> [TASK STATEMENT]: Every line that holds the string "this" is to be identified and copied.

— START SOURCE RECORDS —

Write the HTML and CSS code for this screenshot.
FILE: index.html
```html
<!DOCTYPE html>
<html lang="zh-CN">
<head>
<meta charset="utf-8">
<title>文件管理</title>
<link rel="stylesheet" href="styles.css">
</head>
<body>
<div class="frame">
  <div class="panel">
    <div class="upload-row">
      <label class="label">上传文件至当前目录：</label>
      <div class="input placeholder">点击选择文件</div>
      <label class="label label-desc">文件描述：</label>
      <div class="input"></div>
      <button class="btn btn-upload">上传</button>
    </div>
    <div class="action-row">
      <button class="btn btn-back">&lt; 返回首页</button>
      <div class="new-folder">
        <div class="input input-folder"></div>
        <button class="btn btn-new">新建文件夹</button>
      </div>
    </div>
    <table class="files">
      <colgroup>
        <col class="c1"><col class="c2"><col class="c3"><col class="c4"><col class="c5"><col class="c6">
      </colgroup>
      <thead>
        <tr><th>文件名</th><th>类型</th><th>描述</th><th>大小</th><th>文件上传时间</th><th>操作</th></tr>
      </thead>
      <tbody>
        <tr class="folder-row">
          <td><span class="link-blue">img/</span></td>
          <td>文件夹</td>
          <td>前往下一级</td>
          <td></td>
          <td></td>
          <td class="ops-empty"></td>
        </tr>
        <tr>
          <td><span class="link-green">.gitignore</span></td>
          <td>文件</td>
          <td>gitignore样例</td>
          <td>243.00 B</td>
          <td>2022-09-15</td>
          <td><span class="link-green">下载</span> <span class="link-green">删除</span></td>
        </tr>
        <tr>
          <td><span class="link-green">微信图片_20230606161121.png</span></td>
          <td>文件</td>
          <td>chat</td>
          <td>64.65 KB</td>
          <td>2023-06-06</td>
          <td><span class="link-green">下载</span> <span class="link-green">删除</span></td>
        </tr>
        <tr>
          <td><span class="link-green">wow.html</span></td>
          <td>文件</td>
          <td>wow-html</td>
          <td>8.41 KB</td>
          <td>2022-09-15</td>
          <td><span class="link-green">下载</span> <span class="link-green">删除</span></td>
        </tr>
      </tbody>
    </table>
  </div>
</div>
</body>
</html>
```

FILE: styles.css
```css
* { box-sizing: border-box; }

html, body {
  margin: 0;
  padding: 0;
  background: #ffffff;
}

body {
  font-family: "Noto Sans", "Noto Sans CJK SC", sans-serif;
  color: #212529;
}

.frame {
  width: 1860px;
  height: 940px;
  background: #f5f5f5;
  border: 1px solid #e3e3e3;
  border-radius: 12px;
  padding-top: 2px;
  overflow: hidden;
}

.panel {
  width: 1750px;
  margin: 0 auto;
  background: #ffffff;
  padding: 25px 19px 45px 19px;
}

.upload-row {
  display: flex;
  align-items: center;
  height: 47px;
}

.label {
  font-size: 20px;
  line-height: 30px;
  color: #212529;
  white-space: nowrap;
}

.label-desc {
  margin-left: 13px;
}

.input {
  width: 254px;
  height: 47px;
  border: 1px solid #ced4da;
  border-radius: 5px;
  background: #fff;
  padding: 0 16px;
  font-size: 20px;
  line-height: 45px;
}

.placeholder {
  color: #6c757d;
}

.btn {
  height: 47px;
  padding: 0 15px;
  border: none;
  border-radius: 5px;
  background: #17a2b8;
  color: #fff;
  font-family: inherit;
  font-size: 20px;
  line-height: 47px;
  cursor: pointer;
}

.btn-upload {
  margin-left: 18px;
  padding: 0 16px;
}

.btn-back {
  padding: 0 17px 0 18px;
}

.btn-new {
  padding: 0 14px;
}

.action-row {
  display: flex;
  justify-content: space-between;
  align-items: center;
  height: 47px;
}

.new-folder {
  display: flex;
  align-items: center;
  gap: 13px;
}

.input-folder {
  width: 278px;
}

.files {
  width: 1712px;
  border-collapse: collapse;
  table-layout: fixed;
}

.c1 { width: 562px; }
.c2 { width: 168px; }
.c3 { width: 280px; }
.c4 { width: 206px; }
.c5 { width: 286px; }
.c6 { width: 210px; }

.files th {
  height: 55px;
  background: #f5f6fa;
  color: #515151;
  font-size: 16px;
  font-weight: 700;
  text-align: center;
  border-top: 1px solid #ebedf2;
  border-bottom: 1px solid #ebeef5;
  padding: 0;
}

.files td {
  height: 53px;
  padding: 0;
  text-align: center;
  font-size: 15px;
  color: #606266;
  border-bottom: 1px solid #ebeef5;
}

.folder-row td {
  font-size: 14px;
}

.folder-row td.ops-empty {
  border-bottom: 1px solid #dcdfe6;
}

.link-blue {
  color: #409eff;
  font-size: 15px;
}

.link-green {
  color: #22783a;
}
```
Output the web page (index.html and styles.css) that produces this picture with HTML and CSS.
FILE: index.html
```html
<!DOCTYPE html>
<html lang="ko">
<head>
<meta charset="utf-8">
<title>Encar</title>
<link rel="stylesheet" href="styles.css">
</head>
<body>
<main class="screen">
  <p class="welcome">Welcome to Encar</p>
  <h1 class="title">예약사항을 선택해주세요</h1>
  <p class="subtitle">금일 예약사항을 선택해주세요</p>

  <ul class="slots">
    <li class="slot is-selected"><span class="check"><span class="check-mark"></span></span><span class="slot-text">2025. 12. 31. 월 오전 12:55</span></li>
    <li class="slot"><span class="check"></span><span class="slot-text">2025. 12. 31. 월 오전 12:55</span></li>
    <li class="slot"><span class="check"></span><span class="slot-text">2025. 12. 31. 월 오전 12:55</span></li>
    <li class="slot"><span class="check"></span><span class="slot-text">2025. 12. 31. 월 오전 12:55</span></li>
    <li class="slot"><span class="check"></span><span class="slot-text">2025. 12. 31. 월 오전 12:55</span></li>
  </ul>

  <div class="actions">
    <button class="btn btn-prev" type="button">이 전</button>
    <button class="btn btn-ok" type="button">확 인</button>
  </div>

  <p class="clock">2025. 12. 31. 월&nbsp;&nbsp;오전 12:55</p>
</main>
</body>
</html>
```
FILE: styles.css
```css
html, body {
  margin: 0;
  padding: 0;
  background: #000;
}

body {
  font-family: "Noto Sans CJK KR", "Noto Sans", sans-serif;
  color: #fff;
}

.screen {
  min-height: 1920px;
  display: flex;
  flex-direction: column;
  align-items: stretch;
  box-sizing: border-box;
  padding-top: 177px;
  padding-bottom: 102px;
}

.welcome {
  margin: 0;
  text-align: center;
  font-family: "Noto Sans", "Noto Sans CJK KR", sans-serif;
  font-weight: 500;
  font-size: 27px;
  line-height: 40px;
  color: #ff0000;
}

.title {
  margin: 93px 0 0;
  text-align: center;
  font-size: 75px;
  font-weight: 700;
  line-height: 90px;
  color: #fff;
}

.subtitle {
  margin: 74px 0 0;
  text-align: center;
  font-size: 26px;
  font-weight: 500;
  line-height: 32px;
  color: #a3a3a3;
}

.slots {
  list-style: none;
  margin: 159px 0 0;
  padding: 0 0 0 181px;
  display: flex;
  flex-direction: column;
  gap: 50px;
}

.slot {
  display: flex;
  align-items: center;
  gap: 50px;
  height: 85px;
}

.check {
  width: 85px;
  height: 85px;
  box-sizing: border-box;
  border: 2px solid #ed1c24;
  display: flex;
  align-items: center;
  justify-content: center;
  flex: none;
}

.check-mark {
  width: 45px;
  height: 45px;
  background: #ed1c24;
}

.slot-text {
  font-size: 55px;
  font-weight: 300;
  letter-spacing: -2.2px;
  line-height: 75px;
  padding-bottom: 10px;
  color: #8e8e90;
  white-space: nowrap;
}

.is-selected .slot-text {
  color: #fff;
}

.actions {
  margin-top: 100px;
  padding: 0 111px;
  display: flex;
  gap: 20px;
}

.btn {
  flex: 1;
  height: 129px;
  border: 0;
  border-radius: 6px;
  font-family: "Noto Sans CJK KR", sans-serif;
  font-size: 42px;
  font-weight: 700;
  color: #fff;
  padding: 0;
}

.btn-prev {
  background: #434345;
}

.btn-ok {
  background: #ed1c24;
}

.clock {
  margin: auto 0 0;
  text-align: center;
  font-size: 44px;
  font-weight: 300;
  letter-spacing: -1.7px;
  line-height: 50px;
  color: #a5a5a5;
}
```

— END SOURCE RECORDS —

> [EXERCISE ANSWER]:
Write the HTML and CSS code for this screenshot.
Output the web page (index.html and styles.css) that produces this picture with HTML and CSS.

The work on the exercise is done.